The last leg of the MacDonald-Cartier Freeway Experience was last night in Toronto with the XP/Agile Toronto user group. Once again, I split the group into two and asked each to develop a plan for my talk, the theme of which was Steering the Ship: the Joy and Heartbreak of Planning. It went well, on the whole. This group took only about 40 seconds to ask me a question, whereas Ottawa took 13 minutes and Montréal around 6 minutes. The Toronto group using the computer cheated (in a good way) and abandoned the computer as a planning tool, despite my objection, after about 30 minutes. That was quickest among the computer teams at all three sites. These statistics, however, aren’t the most interesting part of the evening for me.

In Toronto, two very different things happened than Ottawa and Montréal: first, after two iterations, the two customer teams joined forces and worked on a single plan, recognizing that that would create more value and reduce the effort; second, I noticed a handful of customers very disengaged, sitting in the corner and chatting among themselves. By way of the Telephone Game, word reached me that some of those people felt thrown into the deep end with no idea what to do, so they pulled out and did nothing. I also heard at least one person was quite disappointed with the event as a result. Whoever that person is, these words are for you: now you know how a typical XP customer feels on her first project.

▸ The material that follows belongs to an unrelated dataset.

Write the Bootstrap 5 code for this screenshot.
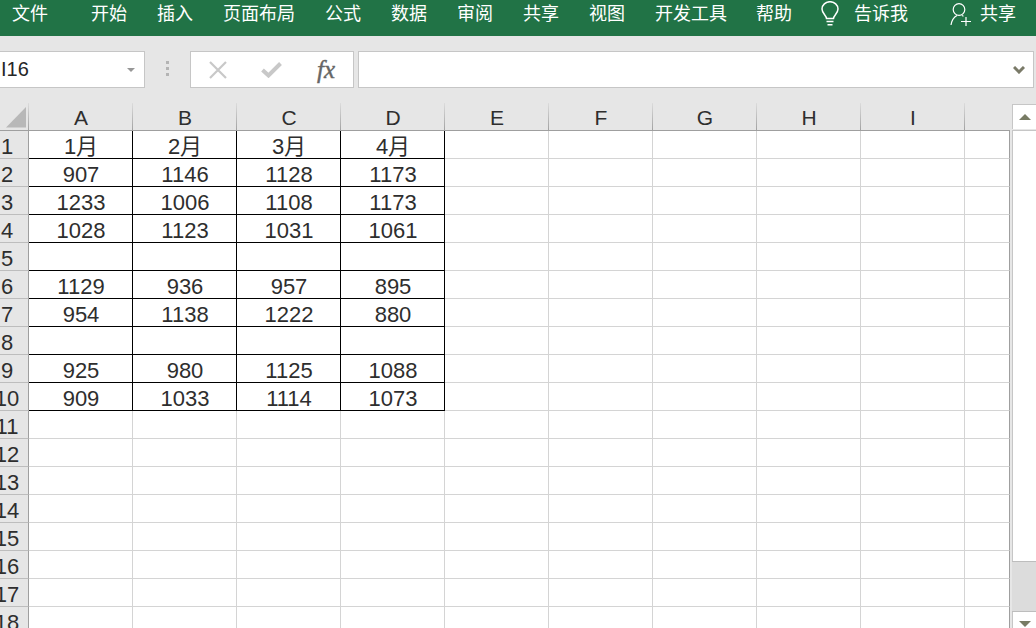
<!DOCTYPE html>
<html lang="zh-CN">
<head>
<meta charset="utf-8">
<title>Excel</title>
<link rel="stylesheet" href="https://cdn.jsdelivr.net/npm/bootstrap@5.3.0/dist/css/bootstrap.min.css">
<style>
html,body{height:100%;overflow:hidden;background:#e6e6e6}
.xl-app{height:628px;width:1036px;font-family:"Liberation Sans","Noto Sans CJK SC",sans-serif;color:#262626}
.xl-ribbon{height:36px;background:#217346;color:#fff;font-size:18px;line-height:25px;padding-left:12px;gap:30px;font-family:"Noto Sans CJK SC",sans-serif;font-weight:400;white-space:nowrap}
.xl-ribbon span{display:block}
.xl-file{margin-right:13px}
.xl-tell{margin-left:-1px}
.xl-bulb{margin:1px -15px 0 -1px}
.xl-tellme{margin-right:12px}
.xl-person{margin:3px -22px 0 0}
.xl-fbar{height:67px;padding-top:15px}
.xl-box{height:37px;background:#fff;border:1px solid #c6c6c6}
.xl-name{width:145px;border-left:0;font-size:20px;line-height:37px;padding-left:1px}
.xl-caret{width:0;height:0;border-left:4px solid transparent;border-right:4px solid transparent;border-top:4px solid #979797;margin:1px 9px 0 0}
.xl-grip{width:45px;height:37px;padding-bottom:2px}
.xl-grip i{display:block;width:3px;height:3px;background:#b4b4b4;margin:1.5px 0}
.xl-fn{width:164px;padding:0 18px 0 18px}
.xl-fx{font-family:"Liberation Serif",serif;font-style:italic;font-weight:400;font-size:25px;line-height:34px;color:#666;-webkit-text-stroke:.4px #666}
.xl-formula{width:676px;margin-left:4px;padding-right:8px}
.xl-sheet{height:525px}
.xl-grid{width:1010px;table-layout:fixed;border-collapse:separate;border-spacing:0;font-size:22px;background:#fff}
.xl-grid th,.xl-grid td{height:28px;padding:5px 0 0;line-height:22px;text-align:center;font-weight:400;border-right:1px solid #d4d4d4;border-bottom:1px solid #d4d4d4;color:#2e2e2e;white-space:nowrap;vertical-align:middle}
.xl-grid thead th{background:#e6e6e6 linear-gradient(#dcdcdc,#a2a2a2) right top/1px 100% no-repeat;border-right:0;border-bottom:1px solid #9f9f9f;padding:2px 0 0;line-height:25px;font-size:21px}
.xl-grid thead th.xl-corner{padding:0;line-height:0;vertical-align:top}
.xl-grid thead th.xl-end{background:#e6e6e6}
.xl-grid tbody th{background:#e6e6e6;border-right:1px solid #9f9f9f;border-bottom:1px solid #bdbdbd}
.xl-rownum{display:flex;justify-content:center;width:14px}
.xl-grid td{padding-left:1px}
.xl-grid td.xl-last{border-right-color:#9f9f9f}
.xl-grid td.xl-ink{border-right-color:#000;border-bottom-color:#000}
.xl-scroll{width:26px;padding-left:2px}
.xl-up{height:25px;margin-top:1px;background:#fff;border:solid #c6c6c6;border-width:1px 0 0 1px}
.xl-tri-up{width:0;height:0;border-left:6px solid transparent;border-right:6px solid transparent;border-bottom:6px solid #787b64}
.xl-tri-down{width:0;height:0;border-left:6px solid transparent;border-right:6px solid transparent;border-top:6px solid #787b64}
.xl-track{height:431px;margin-top:1px;background:#fff;border:solid #c6c6c6;border-width:1px 0 0 1px}
.xl-thumb{height:51px;background:#dcdcdc;border-top:1px solid #bdbdbd;border-bottom:1px solid #bdbdbd}
.xl-down{height:17px;background:#fff;padding-top:9px;border-left:1px solid #c6c6c6}
</style>
</head>
<body>
<div class="xl-app d-flex flex-column overflow-hidden">
  <div class="xl-ribbon d-flex align-items-start">
    <span class="xl-file">文件</span><span>开始</span><span>插入</span><span>页面布局</span><span>公式</span><span>数据</span><span>审阅</span><span>共享</span><span>视图</span><span>开发工具</span><span class="xl-tell">帮助</span>
    <svg class="xl-bulb" width="18" height="25" viewBox="0 0 18 25" fill="none" stroke="#fff" stroke-width="1.5"><path d="M5.5 17.5c0-3-4.5-5-4.500-9.500a8 7.300 0 0 1 16 0c0 4.500-4.500 6.500-4.500 9.500z"/><path d="M5.500 20.500h7M6.500 23.700h5"/></svg>
    <span class="xl-tellme">告诉我</span>
    <svg class="xl-person" width="22" height="23" viewBox="0 0 22 23" fill="none" stroke="#fff" stroke-width="1.200"><circle cx="9" cy="6.500" r="5.800"/><path d="M1 22c.800-5 3-8 6-9.500M12 12.500l1.500.800M16 14v9M11 18.500h10"/></svg>
    <span>共享</span>
  </div>
  <div class="xl-fbar d-flex align-items-start">
    <div class="xl-box xl-name d-flex align-items-center justify-content-between"><span>I16</span><i class="xl-caret"></i></div>
    <div class="xl-grip d-flex flex-column align-items-center justify-content-center"><i></i><i></i><i></i></div>
    <div class="xl-box xl-fn d-flex align-items-center justify-content-between">
      <svg width="18" height="18" viewBox="0 0 18 18" stroke="#c8c8c8" stroke-width="2.200"><path d="M1 1l16 16M17 1L1 17"/></svg>
      <svg width="21" height="16" viewBox="0 0 21 16" fill="none" stroke="#c8c8c8" stroke-width="4"><path d="M1.500 8l6 5.500L19.500 1.500"/></svg>
      <span class="xl-fx">fx</span>
    </div>
    <div class="xl-box xl-formula d-flex align-items-center justify-content-end">
      <svg width="12" height="8" viewBox="0 0 12 8" fill="none" stroke="#7a7a68" stroke-width="3"><path d="M1 1l5 5 5-5"/></svg>
    </div>
  </div>
  <div class="xl-sheet d-flex align-items-start">
    <table class="xl-grid flex-shrink-0">
      <colgroup><col style="width:29px"><col style="width:104px"><col style="width:104px"><col style="width:104px"><col style="width:104px"><col style="width:104px"><col style="width:104px"><col style="width:104px"><col style="width:104px"><col style="width:104px"><col style="width:45px"></colgroup>
      <thead><tr>
        <th class="xl-corner"><svg width="28" height="27" viewBox="0 0 28 27"><path d="M5 24.500L25 4v20.500z" fill="#b8b8b8"/></svg></th>
        <th>A</th><th>B</th><th>C</th><th>D</th><th>E</th><th>F</th><th>G</th><th>H</th><th>I</th><th class="xl-end"></th>
      </tr></thead>
      <tbody>
        <tr><th><span class="xl-rownum">1</span></th><td class="xl-ink">1月</td><td class="xl-ink">2月</td><td class="xl-ink">3月</td><td class="xl-ink">4月</td><td></td><td></td><td></td><td></td><td></td><td class="xl-last"></td></tr>
        <tr><th><span class="xl-rownum">2</span></th><td class="xl-ink">907</td><td class="xl-ink">1146</td><td class="xl-ink">1128</td><td class="xl-ink">1173</td><td></td><td></td><td></td><td></td><td></td><td class="xl-last"></td></tr>
        <tr><th><span class="xl-rownum">3</span></th><td class="xl-ink">1233</td><td class="xl-ink">1006</td><td class="xl-ink">1108</td><td class="xl-ink">1173</td><td></td><td></td><td></td><td></td><td></td><td class="xl-last"></td></tr>
        <tr><th><span class="xl-rownum">4</span></th><td class="xl-ink">1028</td><td class="xl-ink">1123</td><td class="xl-ink">1031</td><td class="xl-ink">1061</td><td></td><td></td><td></td><td></td><td></td><td class="xl-last"></td></tr>
        <tr><th><span class="xl-rownum">5</span></th><td class="xl-ink"></td><td class="xl-ink"></td><td class="xl-ink"></td><td class="xl-ink"></td><td></td><td></td><td></td><td></td><td></td><td class="xl-last"></td></tr>
        <tr><th><span class="xl-rownum">6</span></th><td class="xl-ink">1129</td><td class="xl-ink">936</td><td class="xl-ink">957</td><td class="xl-ink">895</td><td></td><td></td><td></td><td></td><td></td><td class="xl-last"></td></tr>
        <tr><th><span class="xl-rownum">7</span></th><td class="xl-ink">954</td><td class="xl-ink">1138</td><td class="xl-ink">1222</td><td class="xl-ink">880</td><td></td><td></td><td></td><td></td><td></td><td class="xl-last"></td></tr>
        <tr><th><span class="xl-rownum">8</span></th><td class="xl-ink"></td><td class="xl-ink"></td><td class="xl-ink"></td><td class="xl-ink"></td><td></td><td></td><td></td><td></td><td></td><td class="xl-last"></td></tr>
        <tr><th><span class="xl-rownum">9</span></th><td class="xl-ink">925</td><td class="xl-ink">980</td><td class="xl-ink">1125</td><td class="xl-ink">1088</td><td></td><td></td><td></td><td></td><td></td><td class="xl-last"></td></tr>
        <tr><th><span class="xl-rownum">10</span></th><td class="xl-ink">909</td><td class="xl-ink">1033</td><td class="xl-ink">1114</td><td class="xl-ink">1073</td><td></td><td></td><td></td><td></td><td></td><td class="xl-last"></td></tr>
        <tr><th><span class="xl-rownum">11</span></th><td></td><td></td><td></td><td></td><td></td><td></td><td></td><td></td><td></td><td class="xl-last"></td></tr>
        <tr><th><span class="xl-rownum">12</span></th><td></td><td></td><td></td><td></td><td></td><td></td><td></td><td></td><td></td><td class="xl-last"></td></tr>
        <tr><th><span class="xl-rownum">13</span></th><td></td><td></td><td></td><td></td><td></td><td></td><td></td><td></td><td></td><td class="xl-last"></td></tr>
        <tr><th><span class="xl-rownum">14</span></th><td></td><td></td><td></td><td></td><td></td><td></td><td></td><td></td><td></td><td class="xl-last"></td></tr>
        <tr><th><span class="xl-rownum">15</span></th><td></td><td></td><td></td><td></td><td></td><td></td><td></td><td></td><td></td><td class="xl-last"></td></tr>
        <tr><th><span class="xl-rownum">16</span></th><td></td><td></td><td></td><td></td><td></td><td></td><td></td><td></td><td></td><td class="xl-last"></td></tr>
        <tr><th><span class="xl-rownum">17</span></th><td></td><td></td><td></td><td></td><td></td><td></td><td></td><td></td><td></td><td class="xl-last"></td></tr>
        <tr><th><span class="xl-rownum">18</span></th><td></td><td></td><td></td><td></td><td></td><td></td><td></td><td></td><td></td><td class="xl-last"></td></tr>
      </tbody>
    </table>
    <div class="xl-scroll d-flex flex-column flex-shrink-0">
      <div class="xl-up d-flex align-items-center justify-content-center"><i class="xl-tri-up"></i></div>
      <div class="xl-track flex-shrink-0"></div>
      <div class="xl-thumb flex-shrink-0"></div>
      <div class="xl-down d-flex justify-content-center align-items-start"><i class="xl-tri-down"></i></div>
    </div>
  </div>
</div>
<script src="https://cdn.jsdelivr.net/npm/bootstrap@5.3.0/dist/js/bootstrap.bundle.min.js"></script>
</body>
</html>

One of the themes of XP Day Montréal 2006 is the importance of the customer role in XP. “It’s more important than you think… no really, even more important than that.” After more than half a decade, the XP community still doesn’t seem to have a learning roadmap for customers. As a result, they are thrust into the role on a team, mostly because the programmers want to work that way, and are left with the most difficult jobs of all: decide what to build, in what order, and how to describe it in a way that programmers can build. These are all responsibilities that these people might or might not have had in their past as the customer of a software project. At a minimum, it’s likely no-one has held them this responsible and demanded such relative formality in the way they ask for features. (Isn’t that ironic?) We need to do more to support our customers, especially the would-be customers who are doing this for the first time. So if you’re undertaking your first XP project, or if your customer is undertaking his first XP project, work more closely with the customer than you think you should… no really, even more closely than that. No other single decision has as much impact on the project’s success.